Tradeoff relations in open quantum dynamics via Robertson, Maccone-Pati, and Robertson-Schr\"odinger uncertainty relations

Abstract

The Heisenberg uncertainty relation, together with Robertson's generalisation, serves as a fundamental concept in quantum mechanics, showing that noncommutative pairs of observables cannot be measured precisely. In this study, we explore the Robertson-type uncertainty relations to demonstrate their effectiveness in establishing a series of thermodynamic uncertainty relations and quantum speed limits in open quantum dynamics. The derivation utilises a scaled continuous matrix product state representation that maps the time evolution of the quantum continuous measurement to the time evolution of the system and field. Specifically, we consider the Maccone-Pati uncertainty relation, a refinement of the Robertson uncertainty relation, to derive thermodynamic uncertainty relations and quantum speed limits.

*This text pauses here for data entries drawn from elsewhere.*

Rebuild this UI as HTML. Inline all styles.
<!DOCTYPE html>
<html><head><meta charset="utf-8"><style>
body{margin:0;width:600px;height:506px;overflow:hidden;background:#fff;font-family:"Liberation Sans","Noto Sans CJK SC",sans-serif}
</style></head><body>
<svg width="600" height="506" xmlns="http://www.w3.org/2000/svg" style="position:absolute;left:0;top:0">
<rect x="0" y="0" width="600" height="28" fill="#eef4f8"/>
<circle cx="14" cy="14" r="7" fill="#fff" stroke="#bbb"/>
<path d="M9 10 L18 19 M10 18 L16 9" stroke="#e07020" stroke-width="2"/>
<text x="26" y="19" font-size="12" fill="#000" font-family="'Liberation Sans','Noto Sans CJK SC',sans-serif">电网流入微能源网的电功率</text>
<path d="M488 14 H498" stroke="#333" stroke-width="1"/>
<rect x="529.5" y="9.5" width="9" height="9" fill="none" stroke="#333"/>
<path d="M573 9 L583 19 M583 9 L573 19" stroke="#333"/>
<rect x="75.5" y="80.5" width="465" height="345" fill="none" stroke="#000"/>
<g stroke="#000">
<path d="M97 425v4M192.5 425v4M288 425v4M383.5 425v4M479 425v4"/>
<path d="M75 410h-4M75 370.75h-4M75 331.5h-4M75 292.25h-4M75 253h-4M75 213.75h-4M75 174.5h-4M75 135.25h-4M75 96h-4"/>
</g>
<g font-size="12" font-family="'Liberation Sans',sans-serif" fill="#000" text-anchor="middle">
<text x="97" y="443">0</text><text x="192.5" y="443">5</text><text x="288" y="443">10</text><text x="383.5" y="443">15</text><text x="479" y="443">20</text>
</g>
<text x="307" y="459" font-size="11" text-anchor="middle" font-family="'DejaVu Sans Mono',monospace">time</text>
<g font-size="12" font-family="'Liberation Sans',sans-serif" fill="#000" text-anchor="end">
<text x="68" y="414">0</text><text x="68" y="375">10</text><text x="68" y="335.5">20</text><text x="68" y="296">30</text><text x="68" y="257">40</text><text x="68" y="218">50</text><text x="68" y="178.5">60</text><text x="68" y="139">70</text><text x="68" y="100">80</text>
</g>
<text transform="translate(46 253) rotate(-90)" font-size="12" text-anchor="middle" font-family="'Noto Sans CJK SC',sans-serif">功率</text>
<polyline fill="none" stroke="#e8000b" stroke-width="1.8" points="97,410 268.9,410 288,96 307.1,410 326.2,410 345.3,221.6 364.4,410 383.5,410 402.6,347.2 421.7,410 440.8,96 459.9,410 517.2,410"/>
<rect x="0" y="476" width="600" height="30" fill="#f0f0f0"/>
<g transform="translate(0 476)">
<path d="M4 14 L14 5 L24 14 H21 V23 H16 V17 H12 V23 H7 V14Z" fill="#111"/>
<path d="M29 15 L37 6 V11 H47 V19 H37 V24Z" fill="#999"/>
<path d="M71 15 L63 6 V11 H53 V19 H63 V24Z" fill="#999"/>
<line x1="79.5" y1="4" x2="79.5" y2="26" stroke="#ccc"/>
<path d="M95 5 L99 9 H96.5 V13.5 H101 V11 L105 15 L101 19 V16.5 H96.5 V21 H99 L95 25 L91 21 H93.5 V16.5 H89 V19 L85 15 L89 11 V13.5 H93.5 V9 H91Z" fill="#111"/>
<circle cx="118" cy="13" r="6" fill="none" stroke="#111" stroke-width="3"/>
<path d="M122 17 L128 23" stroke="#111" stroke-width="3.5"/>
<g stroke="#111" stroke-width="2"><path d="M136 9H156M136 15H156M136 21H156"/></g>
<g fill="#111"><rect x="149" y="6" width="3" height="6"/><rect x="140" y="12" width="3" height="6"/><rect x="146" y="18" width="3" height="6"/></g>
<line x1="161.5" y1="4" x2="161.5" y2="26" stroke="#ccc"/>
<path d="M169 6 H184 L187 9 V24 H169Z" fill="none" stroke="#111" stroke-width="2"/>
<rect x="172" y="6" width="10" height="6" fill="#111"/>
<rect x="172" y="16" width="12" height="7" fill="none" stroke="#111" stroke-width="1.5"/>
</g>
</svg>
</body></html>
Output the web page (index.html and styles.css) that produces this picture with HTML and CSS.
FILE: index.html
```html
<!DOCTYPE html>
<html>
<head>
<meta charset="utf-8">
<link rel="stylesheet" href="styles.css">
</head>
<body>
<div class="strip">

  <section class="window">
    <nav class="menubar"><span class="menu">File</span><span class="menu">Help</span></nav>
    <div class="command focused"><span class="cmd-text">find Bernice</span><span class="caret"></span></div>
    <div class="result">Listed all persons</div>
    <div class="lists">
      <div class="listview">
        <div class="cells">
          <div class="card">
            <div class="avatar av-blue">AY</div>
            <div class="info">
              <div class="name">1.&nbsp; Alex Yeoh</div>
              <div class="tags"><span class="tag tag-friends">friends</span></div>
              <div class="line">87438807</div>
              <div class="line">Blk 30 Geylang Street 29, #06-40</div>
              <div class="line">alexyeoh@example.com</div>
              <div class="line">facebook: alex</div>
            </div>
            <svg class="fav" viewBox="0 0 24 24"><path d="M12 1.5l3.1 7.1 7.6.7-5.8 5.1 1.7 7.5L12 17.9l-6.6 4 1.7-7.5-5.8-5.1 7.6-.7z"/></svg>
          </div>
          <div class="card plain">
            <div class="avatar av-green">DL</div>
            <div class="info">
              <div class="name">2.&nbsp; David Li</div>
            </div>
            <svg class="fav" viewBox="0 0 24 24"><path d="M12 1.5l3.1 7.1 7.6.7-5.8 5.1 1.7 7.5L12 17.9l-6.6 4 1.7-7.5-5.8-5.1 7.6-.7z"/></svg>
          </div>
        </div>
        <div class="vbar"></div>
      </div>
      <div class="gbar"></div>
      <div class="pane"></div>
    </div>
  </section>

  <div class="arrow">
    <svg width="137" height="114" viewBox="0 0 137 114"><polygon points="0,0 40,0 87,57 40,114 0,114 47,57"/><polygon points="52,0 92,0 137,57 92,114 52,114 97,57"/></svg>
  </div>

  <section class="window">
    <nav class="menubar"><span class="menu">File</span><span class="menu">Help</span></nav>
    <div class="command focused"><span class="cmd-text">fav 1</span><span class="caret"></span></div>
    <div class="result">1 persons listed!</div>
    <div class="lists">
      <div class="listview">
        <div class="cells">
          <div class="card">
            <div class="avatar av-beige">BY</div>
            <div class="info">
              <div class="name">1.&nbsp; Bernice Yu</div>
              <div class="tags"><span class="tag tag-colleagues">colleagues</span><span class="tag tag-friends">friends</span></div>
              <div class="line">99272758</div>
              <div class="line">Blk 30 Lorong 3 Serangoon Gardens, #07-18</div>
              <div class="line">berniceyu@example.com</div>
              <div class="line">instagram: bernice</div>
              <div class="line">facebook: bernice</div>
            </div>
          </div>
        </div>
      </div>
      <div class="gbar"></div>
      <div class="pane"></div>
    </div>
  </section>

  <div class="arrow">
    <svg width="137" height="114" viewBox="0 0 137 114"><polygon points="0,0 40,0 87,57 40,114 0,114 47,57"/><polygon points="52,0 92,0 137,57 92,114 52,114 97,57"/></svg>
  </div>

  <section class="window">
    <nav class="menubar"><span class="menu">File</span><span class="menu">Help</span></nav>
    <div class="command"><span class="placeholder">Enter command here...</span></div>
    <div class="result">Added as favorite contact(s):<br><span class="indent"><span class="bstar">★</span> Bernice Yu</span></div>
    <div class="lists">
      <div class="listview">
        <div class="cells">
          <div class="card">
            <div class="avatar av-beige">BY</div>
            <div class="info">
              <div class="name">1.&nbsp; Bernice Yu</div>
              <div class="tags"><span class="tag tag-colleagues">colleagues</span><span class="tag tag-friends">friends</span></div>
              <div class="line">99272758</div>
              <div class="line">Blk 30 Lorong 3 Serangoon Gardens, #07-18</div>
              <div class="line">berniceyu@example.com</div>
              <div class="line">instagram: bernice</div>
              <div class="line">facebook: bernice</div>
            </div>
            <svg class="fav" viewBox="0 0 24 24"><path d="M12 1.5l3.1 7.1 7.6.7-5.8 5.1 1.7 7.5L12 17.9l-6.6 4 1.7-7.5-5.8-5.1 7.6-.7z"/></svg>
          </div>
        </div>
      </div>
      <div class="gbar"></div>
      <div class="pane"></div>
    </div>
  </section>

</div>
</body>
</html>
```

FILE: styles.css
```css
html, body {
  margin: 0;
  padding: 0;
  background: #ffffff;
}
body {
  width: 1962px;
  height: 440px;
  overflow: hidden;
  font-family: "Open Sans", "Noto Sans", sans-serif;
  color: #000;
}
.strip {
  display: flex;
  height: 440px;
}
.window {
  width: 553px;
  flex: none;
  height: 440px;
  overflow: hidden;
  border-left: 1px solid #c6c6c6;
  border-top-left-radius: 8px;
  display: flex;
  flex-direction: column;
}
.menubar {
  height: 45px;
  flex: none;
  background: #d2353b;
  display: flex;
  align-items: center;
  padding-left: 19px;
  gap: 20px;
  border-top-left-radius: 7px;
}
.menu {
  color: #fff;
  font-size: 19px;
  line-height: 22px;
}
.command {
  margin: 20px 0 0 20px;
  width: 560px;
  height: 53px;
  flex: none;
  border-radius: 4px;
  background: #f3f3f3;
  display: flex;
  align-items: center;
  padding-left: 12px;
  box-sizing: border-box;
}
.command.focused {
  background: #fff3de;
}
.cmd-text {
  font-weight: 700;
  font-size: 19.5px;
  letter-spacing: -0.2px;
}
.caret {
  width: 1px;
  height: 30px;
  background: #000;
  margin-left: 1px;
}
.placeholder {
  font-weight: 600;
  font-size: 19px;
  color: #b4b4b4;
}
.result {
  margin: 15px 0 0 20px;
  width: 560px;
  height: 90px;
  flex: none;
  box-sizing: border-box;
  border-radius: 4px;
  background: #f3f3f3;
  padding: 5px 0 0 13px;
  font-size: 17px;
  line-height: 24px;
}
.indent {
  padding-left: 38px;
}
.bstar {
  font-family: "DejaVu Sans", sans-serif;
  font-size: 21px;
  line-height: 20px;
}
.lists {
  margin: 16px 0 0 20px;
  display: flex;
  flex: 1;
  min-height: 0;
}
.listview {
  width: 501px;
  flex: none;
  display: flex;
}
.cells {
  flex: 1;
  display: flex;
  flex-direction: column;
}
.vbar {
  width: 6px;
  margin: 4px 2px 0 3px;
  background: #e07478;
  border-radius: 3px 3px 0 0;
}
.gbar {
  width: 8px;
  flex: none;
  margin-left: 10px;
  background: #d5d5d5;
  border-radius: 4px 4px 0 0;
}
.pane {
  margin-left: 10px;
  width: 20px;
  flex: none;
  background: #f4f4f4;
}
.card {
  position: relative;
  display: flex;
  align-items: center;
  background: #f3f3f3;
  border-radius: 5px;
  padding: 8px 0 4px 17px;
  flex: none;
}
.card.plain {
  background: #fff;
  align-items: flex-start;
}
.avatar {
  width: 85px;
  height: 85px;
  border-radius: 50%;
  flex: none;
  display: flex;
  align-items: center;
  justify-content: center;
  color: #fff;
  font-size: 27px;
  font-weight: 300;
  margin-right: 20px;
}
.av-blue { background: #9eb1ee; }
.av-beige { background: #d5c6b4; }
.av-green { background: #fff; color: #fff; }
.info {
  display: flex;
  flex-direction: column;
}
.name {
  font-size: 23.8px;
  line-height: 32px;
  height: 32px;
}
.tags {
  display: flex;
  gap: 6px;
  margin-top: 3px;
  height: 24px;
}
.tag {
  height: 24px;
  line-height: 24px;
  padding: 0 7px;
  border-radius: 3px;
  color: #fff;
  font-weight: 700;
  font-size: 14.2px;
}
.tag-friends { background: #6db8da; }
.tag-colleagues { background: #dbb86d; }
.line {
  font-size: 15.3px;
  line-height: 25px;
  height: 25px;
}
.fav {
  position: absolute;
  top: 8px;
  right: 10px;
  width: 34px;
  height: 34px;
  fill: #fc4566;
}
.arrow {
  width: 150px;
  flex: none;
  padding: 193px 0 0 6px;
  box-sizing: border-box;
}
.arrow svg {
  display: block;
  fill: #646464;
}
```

These newly derived relations, which use a state orthogonal to the initial state, yield bounds that are tighter than previously known bounds. Moreover, we consider the Robertson-Schr\"odinger uncertainty, which extends the Robertson uncertainty relation. Our findings not only reinforce the significance of the Robertson-type uncertainty relations, but also expand its applicability in identifying uncertainty relations in open quantum dynamics.